True, Beijing is not perfect. But also it is not a pack of thieves wanting to take your good cash and giving you fake in return.

The safest thing is to take common transportation, which does not include pedicabs/bike rickshaws. The taxis are about as honest as anywhere. Some say their hotels condone cheating and overcharging, but I always have found the concierge (get Chinese written destination on a card, with the return card in Chinese back to hotel) and door men to be honest. Never leave without your destinations written out in Chinese, including returning to the hotel.

Chinese do not accept any bills torn or ragged, so do not accept any bills like that. If someone claims your bill is counterfeit, just hold onto it and use it elsewhere. Always look carefully at your money.

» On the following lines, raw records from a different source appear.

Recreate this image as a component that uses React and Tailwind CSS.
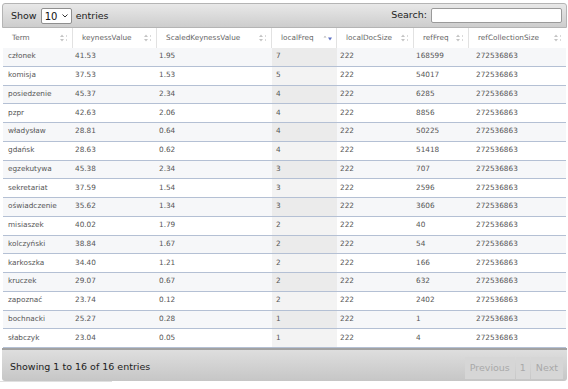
import React from "react";

const rows = [
  ["członek", "41.53", "1.95", "7", "222", "168599"],
  ["komisja", "37.53", "1.53", "5", "222", "54017"],
  ["posiedzenie", "45.37", "2.34", "4", "222", "6285"],
  ["pzpr", "42.63", "2.06", "4", "222", "8856"],
  ["władysław", "28.81", "0.64", "4", "222", "50225"],
  ["gdańsk", "28.63", "0.62", "4", "222", "51418"],
  ["egzekutywa", "45.38", "2.34", "3", "222", "707"],
  ["sekretariat", "37.59", "1.54", "3", "222", "2596"],
  ["oświadczenie", "35.62", "1.34", "3", "222", "3606"],
  ["misiaszek", "40.02", "1.79", "2", "222", "40"],
  ["kolczyński", "38.84", "1.67", "2", "222", "54"],
  ["karkoszka", "34.40", "1.21", "2", "222", "166"],
  ["kruczek", "29.07", "0.67", "2", "222", "632"],
  ["zapoznać", "23.74", "0.12", "2", "222", "2402"],
  ["bochnacki", "25.27", "0.28", "1", "222", "1"],
  ["słabczyk", "23.04", "0.05", "1", "222", "4"],
];

const headers = [
  "Term",
  "keynessValue",
  "ScaledKeynessValue",
  "localFreq",
  "localDocSize",
  "refFreq",
  "refCollectionSize",
];

const cols = "grid grid-cols-[70px_84px_115px_65px_77px_55px_97px]";

function SortIcon({ active }) {
  if (active) {
    return (
      <svg width="9" height="7" viewBox="0 0 9 7">
        <path d="M0.5 2.5 L2 0.8 L3.5 2.5Z" fill="#b5b5b5" />
        <path d="M5 2.5 L9 2.5 L7 5.5Z" fill="#5a6fc4" />
      </svg>
    );
  }
  return (
    <svg width="8" height="8" viewBox="0 0 8 8">
      <path d="M0 3 L2 0.5 L4 3Z" fill="#c4c4c4" />
      <path d="M0 5 L4 5 L2 7.5Z" fill="#c4c4c4" />
      <rect x="6" y="1" width="1" height="2" fill="#dadada" />
      <rect x="6" y="5" width="1" height="2" fill="#dadada" />
    </svg>
  );
}

const dataPad = [
  "pl-[5px]",
  "pl-[2px]",
  "pl-[2px]",
  "pl-[4px]",
  "pl-[3px]",
  "pl-[2px]",
  "pl-[7px]",
];

export default function App() {
  return (
    <div className="w-[568px] h-[389px] bg-white pt-[3px] pl-[2px] font-['DejaVu_Sans',sans-serif]">
      <div className="w-[565px]">
        {/* top toolbar */}
        <div className="h-[25px] flex items-center justify-between pl-[8px] pr-[4px] bg-gradient-to-b from-[#e8e8e8] to-[#cdcdcd] border border-[#b4b4b4] rounded-t-[3px] text-[9.5px] text-[#222]">
          <div className="flex items-center pt-[1px]">
            <span>Show</span>
            <div className="ml-[4px] mr-[4px] w-[31px] h-[16px] bg-white border border-[#8f8f8f] rounded-[2px] flex items-center justify-between pl-[3px] pr-[3px]">
              <span className="text-[10px] text-[#111]">10</span>
              <svg width="6" height="4" viewBox="0 0 6 4">
                <path d="M0.5 0.5 L3 3 L5.5 0.5" fill="none" stroke="#333" strokeWidth="1" />
              </svg>
            </div>
            <span>entries</span>
          </div>
          <div className="flex items-center">
            <span className="mr-[4px]">Search:</span>
            <div className="w-[131px] h-[15px] bg-white border border-[#9a9a9a] rounded-[2px]" />
          </div>
        </div>

        {/* table */}
        <div className="px-[1px]">
          <div className={`${cols} h-[20px] bg-white text-[7.3px] text-[#666]`}>
            {headers.map((h, i) => (
              <div
                key={h}
                className={`flex items-center justify-between pl-[9px] pr-[4px] ${
                  i < 6 ? "border-r border-[#e2e2e2]" : ""
                }`}
              >
                <span>{h}</span>
                <SortIcon active={i === 3} />
              </div>
            ))}
          </div>
          {rows.map((r, ri) => {
            const odd = ri % 2 === 0;
            return (
              <div
                key={ri}
                className={`${cols} h-[18.75px] border-b border-[#b4c0d4] text-[7.3px] text-[#555] ${
                  odd ? "bg-[#f6f7f9]" : "bg-white"
                }`}
              >
                {[...r, "272536863"].map((c, ci) => (
                  <div
                    key={ci}
                    className={`flex items-center ${dataPad[ci]} ${
                      ci === 3 ? (odd ? "bg-[#ebebeb]" : "bg-[#f3f3f3]") : ""
                    }`}
                  >
                    {c}
                  </div>
                ))}
              </div>
            );
          })}
        </div>

        {/* footer */}
        <div className="h-[33px] flex items-center justify-between pl-[8px] pr-[4px] bg-gradient-to-b from-[#dedede] to-[#c6c6c6] border-t-2 border-[#a2a2a2] rounded-b-[3px] text-[9.5px] text-[#222]">
          <span className="pt-[4px]">Showing 1 to 16 of 16 entries</span>
          <div className="flex items-center gap-[1px] text-[#a9a9a9] text-[9.5px] self-end mb-[2px]">
            <div className="h-[22px] px-[5px] flex items-center bg-[#d6d6d6]">Previous</div>
            <div className="h-[22px] px-[4px] flex items-center bg-[#d6d6d6]">1</div>
            <div className="h-[22px] px-[5px] flex items-center bg-[#d6d6d6]">Next</div>
          </div>
        </div>
        <div className="w-[112px] h-[1px] bg-[#e0e0e0] -ml-[2px]" />
      </div>
    </div>
  );
}
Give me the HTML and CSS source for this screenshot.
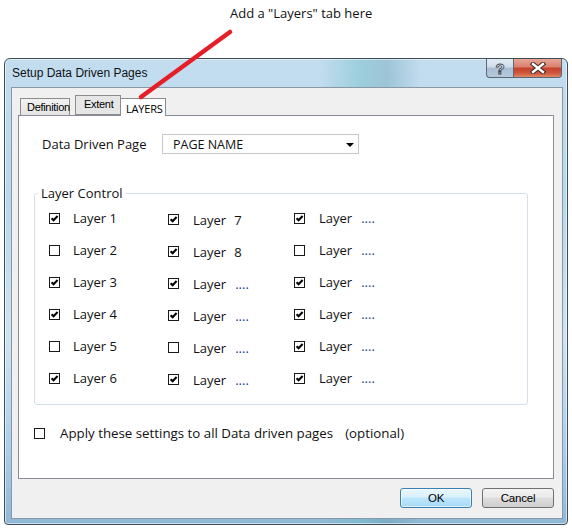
FILE: index.html
```html
<!DOCTYPE html>
<html>
<head>
<meta charset="utf-8">
<title>Setup Data Driven Pages</title>
<link rel="stylesheet" href="styles.css">
</head>
<body>
<div class="caption">Add a "Layers" tab here</div>
<svg class="annot" width="572" height="130" viewBox="0 0 572 130"><line x1="230" y1="32" x2="141" y2="97" stroke="#e61e27" stroke-width="4.5" stroke-linecap="round"/></svg>
<div class="window">
  <div class="titlebar">
    <span class="title">Setup Data Driven Pages</span>
    <div class="capbtns">
      <span class="capbtn help">?</span>
      <span class="capbtn close"><svg width="16" height="12" viewBox="0 0 16 12"><path d="M3 2 L13 10 M13 2 L3 10" stroke="#3a2a2a" stroke-width="4.4" stroke-linecap="square"/><path d="M3 2 L13 10 M13 2 L3 10" stroke="#fff" stroke-width="2.4" stroke-linecap="square"/></svg></span>
    </div>
  </div>
  <div class="client">
    <div class="tabs">
      <span class="tab">Definition</span>
      <span class="tab raised">Extent</span>
      <span class="tab active">LAYERS</span>
    </div>
    <div class="panel">
      <div class="ddp-row">
        <span class="lbl">Data Driven Page</span>
        <div class="select"><span>PAGE NAME</span><span class="arrow"></span></div>
      </div>
      <fieldset class="group">
        <legend>Layer Control</legend>
        <div class="grid">
          <div class="item"><span class="cb on"></span><span class="txt">Layer 1</span></div>
          <div class="item c2"><span class="cb on"></span><span class="txt">Layer<span class="num">7</span></span></div>
          <div class="item c3"><span class="cb on"></span><span class="txt">Layer<span class="dots">....</span></span></div>

          <div class="item"><span class="cb"></span><span class="txt">Layer 2</span></div>
          <div class="item c2"><span class="cb on"></span><span class="txt">Layer<span class="num">8</span></span></div>
          <div class="item c3"><span class="cb"></span><span class="txt">Layer<span class="dots">....</span></span></div>

          <div class="item"><span class="cb on"></span><span class="txt">Layer 3</span></div>
          <div class="item c2"><span class="cb on"></span><span class="txt">Layer<span class="dots">....</span></span></div>
          <div class="item c3"><span class="cb on"></span><span class="txt">Layer<span class="dots">....</span></span></div>

          <div class="item"><span class="cb on"></span><span class="txt">Layer 4</span></div>
          <div class="item c2"><span class="cb on"></span><span class="txt">Layer<span class="dots">....</span></span></div>
          <div class="item c3"><span class="cb on"></span><span class="txt">Layer<span class="dots">....</span></span></div>

          <div class="item"><span class="cb"></span><span class="txt">Layer 5</span></div>
          <div class="item c2"><span class="cb"></span><span class="txt">Layer<span class="dots">....</span></span></div>
          <div class="item c3"><span class="cb on"></span><span class="txt">Layer<span class="dots">....</span></span></div>

          <div class="item"><span class="cb on"></span><span class="txt">Layer 6</span></div>
          <div class="item c2"><span class="cb on"></span><span class="txt">Layer<span class="dots">....</span></span></div>
          <div class="item c3"><span class="cb on"></span><span class="txt">Layer<span class="dots">....</span></span></div>
        </div>
      </fieldset>
      <div class="apply">
        <span class="cb"></span>
        <span class="apply-txt">Apply these settings to all Data driven pages</span>
        <span class="opt">(optional)</span>
      </div>
    </div>
    <div class="footer">
      <span class="btn default">OK</span>
      <span class="btn">Cancel</span>
    </div>
  </div>
</div>
</body>
</html>
```

FILE: styles.css
```css
* { box-sizing: border-box; }
html, body { margin: 0; padding: 0; }
body {
  width: 572px;
  height: 528px;
  background: #fff;
  font-family: "Open Sans", "Noto Sans", sans-serif;
  color: #111;
  overflow: hidden;
  position: relative;
}
.caption {
  height: 58px;
  padding: 4px 0 0 230px;
  font-size: 13px;
  line-height: 18px;
  color: #111;
}
.annot {
  position: absolute;
  left: 0;
  top: 0;
  pointer-events: none;
  z-index: 5;
}
.window {
  margin-left: 4px;
  width: 564px;
  height: 467px;
  border: 1px solid #3f4d58;
  border-radius: 6px 6px 4px 4px;
  padding: 0 4px 5px 6px;
  display: flex;
  flex-direction: column;
  background:
    linear-gradient(90deg, rgba(255,255,255,0) 0, rgba(255,255,255,0) 56%, rgba(110,190,200,0.45) 63%, rgba(90,150,170,0.35) 68%, rgba(255,255,255,0) 74%),
    linear-gradient(180deg, #c3ddef 0, #b8d8ec 30%, #cfe3f2 60%, #a8cdeb 85%, #8fb7d6 100%);
  box-shadow: inset 0 0 0 1px rgba(255,255,255,0.55);
}
.titlebar {
  height: 28px;
  display: flex;
  align-items: flex-start;
  justify-content: space-between;
  padding-left: 1px;
}
.title {
  font-family: "Liberation Sans", Arial, sans-serif;
  font-size: 12px;
  line-height: 28px;
  color: #111;
}
.capbtns {
  display: flex;
  margin-right: 1px;
}
.capbtn {
  height: 19px;
  display: flex;
  align-items: center;
  justify-content: center;
  border: 1px solid #5b6772;
  border-top: none;
}
.help {
  width: 27px;
  border-radius: 0 0 0 4px;
  border-right: none;
  background: linear-gradient(180deg, #e2ebf4 0, #cfdcea 45%, #a9bed3 50%, #b7cadc 100%);
  font-family: "Liberation Sans", Arial, sans-serif;
  font-weight: bold;
  font-size: 15px;
  color: #f4f6f8;
  -webkit-text-stroke: 0.9px #3a4550;
}
.close {
  width: 49px;
  border-radius: 0 0 4px 0;
  background: linear-gradient(180deg, #e9a596 0, #d9806c 45%, #c4402a 50%, #d05a3f 80%, #e08a68 100%);
}
.client {
  flex: 1;
  background: #f0f0f0;
  border: 1px solid #8a98a5;
  display: flex;
  flex-direction: column;
  padding: 0 8px 0 6px;
}
.tabs {
  height: 27px;
  display: flex;
  align-items: flex-end;
  padding-left: 2px;
  position: relative;
  z-index: 1;
}
.tab {
  height: 17px;
  border: 1px solid #8c8c8c;
  border-bottom: none;
  background: linear-gradient(180deg, #f2f2f2 0, #e4e4e4 100%);
  font-family: "Liberation Sans", Arial, sans-serif;
  font-size: 11px;
  letter-spacing: -0.3px;
  line-height: 17px;
  padding: 0 6px;
  color: #000;
}
.tab + .tab { margin-left: -1px; }
.tab:first-child { width: 50px; padding-left: 6px; margin-right: 5px; }
.tab.raised {
  height: 20px;
  width: 46px;
  margin-left: 0;
  line-height: 17px;
  padding-left: 8px;
  background: #e6e6e6;
  border-bottom: 1px solid #8c8c8c;
  margin-bottom: 0;
}
.tab.active {
  height: 18px;
  width: 46px;
  margin-bottom: -1px;
  background: #fff;
  font-family: "Open Sans", sans-serif;
  font-size: 11px;
  letter-spacing: -0.2px;
  padding-left: 5px;
  line-height: 19px;
}
.panel {
  height: 364px;
  background: #fff;
  border: 1px solid #898c95;
  padding: 18px 0 0 23px;
  display: flex;
  flex-direction: column;
}
.ddp-row {
  display: flex;
  align-items: center;
  height: 20px;
}
.lbl {
  font-size: 13px;
  width: 120px;
}
.select {
  width: 197px;
  height: 20px;
  border: 1px solid #c9c9c9;
  background: #fff;
  display: flex;
  align-items: center;
  justify-content: space-between;
  padding: 0 4px 0 10px;
  font-size: 12.5px;
}
.arrow {
  width: 0;
  height: 0;
  border-left: 4px solid transparent;
  border-right: 4px solid transparent;
  border-top: 4px solid #000;
  margin-top: 1px;
}
.group {
  margin: 30px 0 0 -8px;
  width: 494px;
  border: 1px solid #d5dfe5;
  border-radius: 3px;
  padding: 0 0 10px 14px;
  min-width: 0;
}
.group legend {
  margin-left: -11px;
  padding: 0 3px;
  font-size: 13px;
  line-height: 18px;
}
.grid {
  display: grid;
  grid-template-columns: 119px 126px 1fr;
  grid-auto-rows: 32px;
}
.item {
  display: flex;
  align-items: center;
  gap: 13px;
}
.item.c2, .item.c3 { gap: 14px; }
.item.c2 { padding-top: 3px; }
.cb {
  width: 11px;
  height: 11px;
  border: 1px solid #1a1a1a;
  background: #fff;
  flex: none;
}
.cb.on {
  background:
    url("data:image/svg+xml;utf8,<svg xmlns='http://www.w3.org/2000/svg' width='9' height='9' viewBox='0 0 9 9'><path d='M1.6 4.2 L3.6 6.3 L7.6 2' fill='none' stroke='black' stroke-width='2'/></svg>") center/9px 9px no-repeat,
    #fff;
}
.txt {
  font-size: 13px;
  line-height: 18px;
  white-space: nowrap;
}
.num { margin-left: 8px; }
.dots {
  margin-left: 9px;
  color: #1d3b8a;
}
.apply {
  display: flex;
  align-items: center;
  height: 18px;
  margin: 19px 0 0 -8px;
  font-size: 13.3px;
}
.apply .cb { margin-right: 15px; }
.opt { margin-left: 12px; }
.footer {
  display: flex;
  justify-content: flex-end;
  gap: 10px;
  padding-top: 9px;
}
.btn {
  width: 72px;
  height: 20px;
  border: 1px solid #707070;
  border-radius: 3px;
  background: linear-gradient(180deg, #f3f3f3 0, #ebebeb 45%, #dddddd 50%, #cfcfcf 100%);
  font-family: "Liberation Sans", Arial, sans-serif;
  font-size: 11.5px;
  letter-spacing: -0.2px;
  display: flex;
  align-items: center;
  justify-content: center;
  color: #000;
}
.btn.default {
  border-color: #3c7fb1;
  background: linear-gradient(180deg, #eaf6fd 0, #d9f0fc 45%, #bee6fd 50%, #a7d9f5 100%);
  box-shadow: inset 0 0 0 1px rgba(255,255,255,0.6);
}
```
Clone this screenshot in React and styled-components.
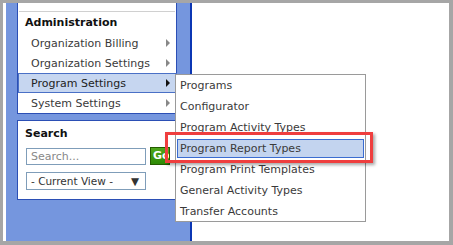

Anyone reading this forum (or others, for that matter) knows about the groups tours throughout China including obligatory shopping/refreshment stops. They are time-wasting aggravations. Just say no to group tours.

Never drink the tap water anywhere at any time. On a short vacation, do you want to give up one to three days to constant intestinal discomfort? Long-stay visitors do become acclimated after going through the sometimes weeks-long intestinal problems. Bottled water at the ubiquitous corner quick marts are 2 Y for a liter or two. Brush your tea with it, make tea or coffee in your room with it, and carry it with you at all times to sip to help with any pollution problems.

Beijing is a lot of fun, and some common sense will make your visit very enjoyable. Study up before hand, and buy a printed guide book. As I have said many times in travel forums, people will pay $2,000 for a vacation but not spend $30 for a printed tour book to give them all the requisite dos and don'ts.